Client-based Project work in a manufacturing environment

Nolan Clark, Mechanical & Management

Supervisor: Kevin Lytwyn

Nolan stands beside his poster on designing and manufacturing a pill coater

Tell me about your project.

The project that I worked on during my internship at the McMaster Manufacturing Research Institute (MMRI) was given to the MMRI by a client who wanted us to design and fabricate a functional prototype of a commercial pill coater. Our client envisioned a product; that was compact, consumer-friendly, easy to operate and clean and safe for home use. We began by researching current pill coating technologies, and after gathering several promising concepts, we developed; and 3D printed several low-fidelity prototypes. After testing each model’s effectiveness with trial runs, we decided on a favourable method of tumbling pills into the air; and spraying them with a coating. Further, 3D modelling and planning – lead us to create several more versions of this prototype, each with its own benefits, drawbacks, and areas of improvement. After conferencing several times with our client, we purchased components and raw materials, had further design meetings to increase safety and user-friendliness, and have begun manufacturing the high-fidelity final prototype. 

Describe a challenge you’ve faced in your research.

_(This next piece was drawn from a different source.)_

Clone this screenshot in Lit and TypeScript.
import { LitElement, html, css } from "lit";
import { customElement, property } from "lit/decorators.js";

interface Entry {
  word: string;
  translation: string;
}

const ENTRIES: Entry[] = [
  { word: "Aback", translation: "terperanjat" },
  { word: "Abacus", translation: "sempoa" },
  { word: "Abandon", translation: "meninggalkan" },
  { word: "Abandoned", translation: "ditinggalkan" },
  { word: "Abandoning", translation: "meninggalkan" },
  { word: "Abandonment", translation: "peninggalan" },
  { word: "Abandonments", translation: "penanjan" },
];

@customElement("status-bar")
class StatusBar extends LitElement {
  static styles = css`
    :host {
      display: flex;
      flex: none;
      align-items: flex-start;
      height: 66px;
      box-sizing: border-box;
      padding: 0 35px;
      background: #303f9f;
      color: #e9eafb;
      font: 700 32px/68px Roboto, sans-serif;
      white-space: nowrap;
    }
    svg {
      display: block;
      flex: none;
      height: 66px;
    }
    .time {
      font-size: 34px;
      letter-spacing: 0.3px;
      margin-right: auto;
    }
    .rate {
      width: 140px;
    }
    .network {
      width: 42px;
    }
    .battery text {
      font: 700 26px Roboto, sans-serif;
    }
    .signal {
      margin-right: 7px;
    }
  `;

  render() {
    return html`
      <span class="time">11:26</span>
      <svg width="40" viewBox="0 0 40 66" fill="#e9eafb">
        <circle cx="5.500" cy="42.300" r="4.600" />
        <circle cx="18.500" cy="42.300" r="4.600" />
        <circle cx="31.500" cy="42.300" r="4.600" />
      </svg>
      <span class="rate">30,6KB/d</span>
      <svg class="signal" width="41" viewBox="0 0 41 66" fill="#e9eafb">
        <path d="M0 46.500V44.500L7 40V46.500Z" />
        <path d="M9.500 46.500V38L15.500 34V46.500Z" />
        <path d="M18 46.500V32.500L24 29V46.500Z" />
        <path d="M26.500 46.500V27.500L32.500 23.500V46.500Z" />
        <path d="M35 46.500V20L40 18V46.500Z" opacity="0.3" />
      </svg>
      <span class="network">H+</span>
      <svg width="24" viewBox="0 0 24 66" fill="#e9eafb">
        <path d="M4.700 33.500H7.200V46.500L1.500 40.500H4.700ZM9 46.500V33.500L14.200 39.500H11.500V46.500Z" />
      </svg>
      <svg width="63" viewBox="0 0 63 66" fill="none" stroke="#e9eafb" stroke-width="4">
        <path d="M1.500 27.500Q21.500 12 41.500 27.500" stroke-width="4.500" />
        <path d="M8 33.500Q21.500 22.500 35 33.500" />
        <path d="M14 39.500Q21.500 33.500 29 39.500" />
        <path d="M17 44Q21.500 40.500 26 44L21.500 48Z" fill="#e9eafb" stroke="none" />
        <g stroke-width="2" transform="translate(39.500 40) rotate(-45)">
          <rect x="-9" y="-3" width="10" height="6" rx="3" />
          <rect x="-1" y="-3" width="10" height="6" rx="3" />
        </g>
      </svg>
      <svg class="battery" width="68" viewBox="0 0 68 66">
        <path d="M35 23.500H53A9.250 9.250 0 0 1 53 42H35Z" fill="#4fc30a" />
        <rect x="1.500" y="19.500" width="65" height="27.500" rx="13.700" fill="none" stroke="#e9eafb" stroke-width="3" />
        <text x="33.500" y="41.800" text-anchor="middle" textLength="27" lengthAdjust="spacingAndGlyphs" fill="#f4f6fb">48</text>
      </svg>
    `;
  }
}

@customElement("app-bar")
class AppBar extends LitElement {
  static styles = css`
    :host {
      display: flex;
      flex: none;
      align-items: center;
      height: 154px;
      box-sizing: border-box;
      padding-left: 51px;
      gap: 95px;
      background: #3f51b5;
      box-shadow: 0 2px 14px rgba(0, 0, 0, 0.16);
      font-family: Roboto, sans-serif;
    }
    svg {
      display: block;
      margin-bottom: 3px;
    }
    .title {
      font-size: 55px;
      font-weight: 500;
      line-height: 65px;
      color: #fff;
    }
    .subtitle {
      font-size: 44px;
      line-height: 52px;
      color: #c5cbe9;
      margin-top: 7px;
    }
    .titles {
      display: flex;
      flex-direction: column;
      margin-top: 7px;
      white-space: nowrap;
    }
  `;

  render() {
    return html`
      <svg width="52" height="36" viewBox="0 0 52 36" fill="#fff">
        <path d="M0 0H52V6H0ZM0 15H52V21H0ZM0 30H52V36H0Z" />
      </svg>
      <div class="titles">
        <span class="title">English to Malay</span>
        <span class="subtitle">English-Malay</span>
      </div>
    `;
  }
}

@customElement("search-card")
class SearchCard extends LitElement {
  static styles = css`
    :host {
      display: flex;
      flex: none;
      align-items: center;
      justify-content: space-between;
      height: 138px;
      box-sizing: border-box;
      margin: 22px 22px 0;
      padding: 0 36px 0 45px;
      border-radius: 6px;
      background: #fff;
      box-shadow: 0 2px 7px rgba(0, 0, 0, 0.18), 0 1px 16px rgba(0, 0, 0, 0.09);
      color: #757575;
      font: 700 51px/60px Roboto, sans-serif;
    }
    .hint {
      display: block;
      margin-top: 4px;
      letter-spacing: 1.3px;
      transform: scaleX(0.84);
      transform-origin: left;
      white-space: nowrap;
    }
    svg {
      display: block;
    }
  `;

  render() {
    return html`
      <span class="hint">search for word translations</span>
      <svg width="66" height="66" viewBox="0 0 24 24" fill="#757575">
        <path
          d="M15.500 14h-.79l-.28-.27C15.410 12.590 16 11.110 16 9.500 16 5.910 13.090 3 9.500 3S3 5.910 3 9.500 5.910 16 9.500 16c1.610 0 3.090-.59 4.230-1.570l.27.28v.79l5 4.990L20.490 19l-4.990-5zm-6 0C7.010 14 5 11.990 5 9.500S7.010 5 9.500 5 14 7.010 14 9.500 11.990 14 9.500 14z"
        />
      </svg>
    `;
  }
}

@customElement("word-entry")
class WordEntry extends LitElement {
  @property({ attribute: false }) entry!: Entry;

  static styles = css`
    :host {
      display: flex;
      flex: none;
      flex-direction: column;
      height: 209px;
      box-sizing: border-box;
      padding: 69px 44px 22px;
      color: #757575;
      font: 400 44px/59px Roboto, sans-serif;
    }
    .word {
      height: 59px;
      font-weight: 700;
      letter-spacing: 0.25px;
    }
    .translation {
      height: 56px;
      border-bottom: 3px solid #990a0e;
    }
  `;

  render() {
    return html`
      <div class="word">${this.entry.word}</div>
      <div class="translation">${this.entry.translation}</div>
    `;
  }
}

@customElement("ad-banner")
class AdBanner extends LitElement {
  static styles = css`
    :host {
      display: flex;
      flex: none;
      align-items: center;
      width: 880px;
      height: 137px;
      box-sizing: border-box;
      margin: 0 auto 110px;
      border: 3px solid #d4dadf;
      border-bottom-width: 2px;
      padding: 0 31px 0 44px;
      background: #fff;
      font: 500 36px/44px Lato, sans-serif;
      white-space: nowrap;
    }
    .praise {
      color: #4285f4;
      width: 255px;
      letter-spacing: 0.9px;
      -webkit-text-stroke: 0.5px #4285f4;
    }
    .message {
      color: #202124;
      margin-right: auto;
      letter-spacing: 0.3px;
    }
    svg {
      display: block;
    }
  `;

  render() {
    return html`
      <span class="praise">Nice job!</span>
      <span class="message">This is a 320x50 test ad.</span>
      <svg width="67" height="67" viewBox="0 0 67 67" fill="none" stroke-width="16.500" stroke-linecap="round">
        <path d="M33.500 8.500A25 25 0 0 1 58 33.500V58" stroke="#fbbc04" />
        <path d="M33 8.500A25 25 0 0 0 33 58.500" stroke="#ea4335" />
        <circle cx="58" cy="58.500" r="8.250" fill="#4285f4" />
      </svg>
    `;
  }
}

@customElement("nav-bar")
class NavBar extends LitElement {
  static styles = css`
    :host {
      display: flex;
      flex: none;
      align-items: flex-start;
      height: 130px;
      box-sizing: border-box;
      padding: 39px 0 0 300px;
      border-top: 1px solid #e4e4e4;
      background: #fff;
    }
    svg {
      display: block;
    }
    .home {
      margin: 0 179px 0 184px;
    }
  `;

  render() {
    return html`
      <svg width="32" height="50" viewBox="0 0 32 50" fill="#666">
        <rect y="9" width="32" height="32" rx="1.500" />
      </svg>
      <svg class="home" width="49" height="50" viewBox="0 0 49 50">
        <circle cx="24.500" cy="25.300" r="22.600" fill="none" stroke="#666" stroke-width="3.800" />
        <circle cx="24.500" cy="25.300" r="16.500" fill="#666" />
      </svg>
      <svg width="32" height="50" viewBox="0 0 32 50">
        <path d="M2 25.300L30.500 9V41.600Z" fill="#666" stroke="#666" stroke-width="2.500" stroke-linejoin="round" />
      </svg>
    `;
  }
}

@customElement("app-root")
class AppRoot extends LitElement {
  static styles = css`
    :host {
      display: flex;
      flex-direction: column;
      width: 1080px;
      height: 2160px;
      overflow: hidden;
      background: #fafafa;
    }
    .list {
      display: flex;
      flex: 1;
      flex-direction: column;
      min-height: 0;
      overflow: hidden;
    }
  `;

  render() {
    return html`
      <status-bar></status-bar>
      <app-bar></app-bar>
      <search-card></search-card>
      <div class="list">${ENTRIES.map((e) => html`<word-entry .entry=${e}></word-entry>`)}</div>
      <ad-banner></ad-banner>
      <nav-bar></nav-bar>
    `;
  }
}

I am a first-year student, and apart from some general manufacturing experience in high school and the programming/design knowledge I’ve gained in my first year, I began this project with a fundamental understanding of design and manufacturing. At first, It was daunting to work with such powerful and complex CNC machines. However, thanks to the guidance; and excellent mentorship from supervisors, I gained valuable first-hand experience with industry-grade CNC mills and lathes and familiarized myself with complex machining techniques. I also received invaluable advice on properly designing projects for the manufacturing process, optimizing manufacturing processes, and avoiding excessively complex manufacturing techniques.